Makna dari kutipan tersebut adalah, ketika aksi dilakukan berulang-ulang dan
dilakukan refleksi terhadap aksi yang dilakukan sehingga seseorang dapat
membangun konstruksi mentalnya, ini disebut dengan proses. Pada tahap ini
seseorang dapat berfikir tentang aksi yang sama, tanpa memerlukan stimulus dari
luar.
Menurut Weyer (2010 : 10) mengatakan bahwa :
A process conception is defined as a form of understanding of a concept thet involes imagining a transformation of mental or physical objects that the subject perceives as relatively internal and totally under her or his control. In the stage, student an perform the same action or tranformation without external stimuli. Student in the stage can also think of performing a process without actually doing it.
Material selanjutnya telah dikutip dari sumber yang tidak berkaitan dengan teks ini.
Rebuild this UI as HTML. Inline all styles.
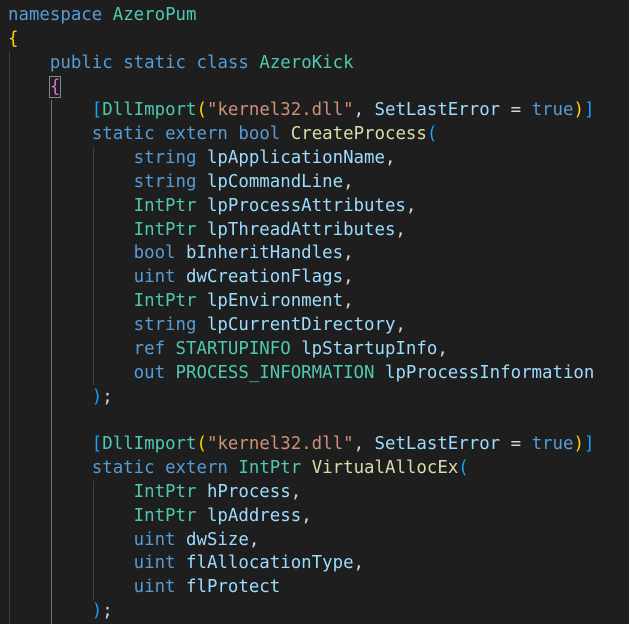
<!DOCTYPE html><html><head><style>
body{margin:0;background:#1e1e1e;width:629px;height:624px;overflow:hidden;position:relative}
pre{margin:0;position:absolute;top:4px;left:8px;font-family:"DejaVu Sans Mono","Liberation Mono",monospace;font-size:17.4px;line-height:23.84px;color:#d4d4d4;letter-spacing:0}
.k{color:#569cd6}.t{color:#4ec9b0}.p{color:#9cdcfe}.s{color:#ce9178}.f{color:#dcdcaa}
.g{color:#ffd700}.m{color:#da70d6}.b{color:#179fff}
.box{outline:1px solid #888;outline-offset:0}
.gd{position:absolute;width:1px;background:#404040}
</style></head><body>
<div class="gd" style="left:9px;top:52px;height:572px"></div>
<div class="gd" style="left:51px;top:100px;height:524px;background:#707070"></div>
<div class="gd" style="left:93px;top:147px;height:238px"></div>
<div class="gd" style="left:93px;top:481px;height:119px"></div>
<pre><span class="k">namespace</span> <span class="t">AzeroPum</span>
<span class="g">{</span>
    <span class="k">public</span> <span class="k">static</span> <span class="k">class</span> <span class="t">AzeroKick</span>
    <span class="m box">{</span>
        <span class="b">[</span><span class="t">DllImport</span><span class="g">(</span><span class="s">"kernel32.dll"</span>, <span class="p">SetLastError</span> = <span class="k">true</span><span class="g">)</span><span class="b">]</span>
        <span class="k">static</span> <span class="k">extern</span> <span class="k">bool</span> <span class="f">CreateProcess</span><span class="b">(</span>
            <span class="k">string</span> <span class="p">lpApplicationName</span>,
            <span class="k">string</span> <span class="p">lpCommandLine</span>,
            <span class="t">IntPtr</span> <span class="p">lpProcessAttributes</span>,
            <span class="t">IntPtr</span> <span class="p">lpThreadAttributes</span>,
            <span class="k">bool</span> <span class="p">bInheritHandles</span>,
            <span class="k">uint</span> <span class="p">dwCreationFlags</span>,
            <span class="t">IntPtr</span> <span class="p">lpEnvironment</span>,
            <span class="k">string</span> <span class="p">lpCurrentDirectory</span>,
            <span class="k">ref</span> <span class="t">STARTUPINFO</span> <span class="p">lpStartupInfo</span>,
            <span class="k">out</span> <span class="t">PROCESS_INFORMATION</span> <span class="p">lpProcessInformation</span>
        <span class="b">)</span>;

        <span class="b">[</span><span class="t">DllImport</span><span class="g">(</span><span class="s">"kernel32.dll"</span>, <span class="p">SetLastError</span> = <span class="k">true</span><span class="g">)</span><span class="b">]</span>
        <span class="k">static</span> <span class="k">extern</span> <span class="t">IntPtr</span> <span class="f">VirtualAllocEx</span><span class="b">(</span>
            <span class="t">IntPtr</span> <span class="p">hProcess</span>,
            <span class="t">IntPtr</span> <span class="p">lpAddress</span>,
            <span class="k">uint</span> <span class="p">dwSize</span>,
            <span class="k">uint</span> <span class="p">flAllocationType</span>,
            <span class="k">uint</span> <span class="p">flProtect</span>
        <span class="b">)</span>;
</pre></body></html>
Makna dari kutipan di atas adalah, konsepi tentang proses didefinisikan
sebagai bentuk pemahaman dari suatu konsep matematika yang melibatkan
imajinasi dalam mentransformasikan objek mental atau fisik sebagai aktivitas
internal dan terkontrol. Pada tahap proses, siswa dapat melakukan aksi yang
sama atau transformasi tanpa rangsangan dari luar. Pada tahap ini, siswa juga
dapat melakukan perhitungan tanpa melakukannya secara aktual.
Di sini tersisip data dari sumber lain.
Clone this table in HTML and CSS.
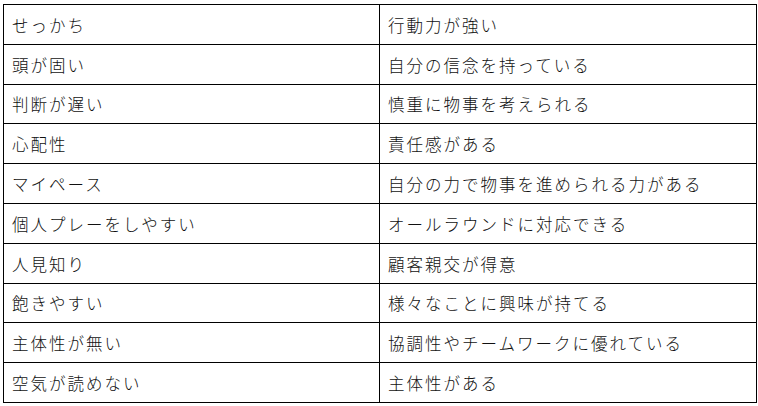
FILE: index.html
```html
<!DOCTYPE html>
<html lang="ja">
<head>
<meta charset="utf-8">
<link rel="stylesheet" href="styles.css">
</head>
<body>
<table class="traits">
  <colgroup><col class="col-a"><col class="col-b"></colgroup>
  <tbody>
    <tr><td>せっかち</td><td>行動力が強い</td></tr>
    <tr><td>頭が固い</td><td>自分の信念を持っている</td></tr>
    <tr><td>判断が遅い</td><td>慎重に物事を考えられる</td></tr>
    <tr><td>心配性</td><td>責任感がある</td></tr>
    <tr><td>マイペース</td><td>自分の力で物事を進められる力がある</td></tr>
    <tr><td>個人プレーをしやすい</td><td>オールラウンドに対応できる</td></tr>
    <tr><td>人見知り</td><td>顧客親交が得意</td></tr>
    <tr><td>飽きやすい</td><td>様々なことに興味が持てる</td></tr>
    <tr><td>主体性が無い</td><td>協調性やチームワークに優れている</td></tr>
    <tr><td>空気が読めない</td><td>主体性がある</td></tr>
  </tbody>
</table>
</body>
</html>
```
FILE: styles.css
```css
html, body {
  margin: 0;
  padding: 0;
  background: #ffffff;
}
body {
  padding: 4px 0 0 3px;
}
.traits {
  border-collapse: collapse;
  width: 753px;
  height: 399px;
  table-layout: fixed;
  font-family: "Noto Sans CJK JP", "Noto Sans", sans-serif;
  font-size: 16.5px;
  font-weight: 300;
  letter-spacing: 2px;
  color: #111111;
}
.col-a { width: 376px; }
.col-b { width: 377px; }
.traits td {
  border: 1px solid #000000;
  padding: 1px 0 0 8px;
  vertical-align: middle;
  white-space: nowrap;
  line-height: 20px;
}
```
Sedangkan menurut Suryadi (2012), ketika suatu aksi diulangi dan kemudian
terjadi refleksi atas aksi yang dilakukan maka selanjutnya akan masuk dalam fase
proses. Berbeda dengan aksi yang dapat terjadi melalui manipulasi benda atau
sesuatu yang bersifat konkrit, proses terjadi secara internal di bawah kontrol
individu yang melakukannya. Selanjutnya Suryadi juga menyatakan bahwa, pada
tahap proses seorang siswa telah mampu berfikir tentang masukan yang bisa
diterima, memanipulasi masukan tersebut dengan cara-cara tertentu, serta mampu
6
menghasilkan keluaran yang sesuai. Dengan demikian, pada tahap proses seorang
siswa akan mampu menjelaskan tahapan pengerjaan dari tahap aksi dengan
penjelasan dan kata-kata sehingga siswa memiliki pemahaman secara prosedural.
3. Objek (Object)
Menurut Dubinsky (2000:3) mengungkapkan bahwa “An object in constructed from a process when the individual become aware of the process as a totality and realizes that transformations can act on it”, yang berarti bahwa abjek adalah konstruksi dari sebuah proses ketika seseorang menyadari bahwa proses merupakan totalitas dan menyadari bahwa transformasi tertentu dapat berlaku pada proses tersebut. Menurut Weyer (2010:10) mengatakan bahwa :
An object conception is a form of understanding of a concept that sees it as something to which actions and processes may be applied. The student in the stage sees the procedure as a whole and understands that tranformations can be performed on it. Encapsulation is the term used to describe the mental construction of a process (transformed by some action)into a cognitive object that can be seen as a total entity (or coherent totality) and which can be acted upon (mentally) by actions or process. The only way to mentally construct a mathematical object.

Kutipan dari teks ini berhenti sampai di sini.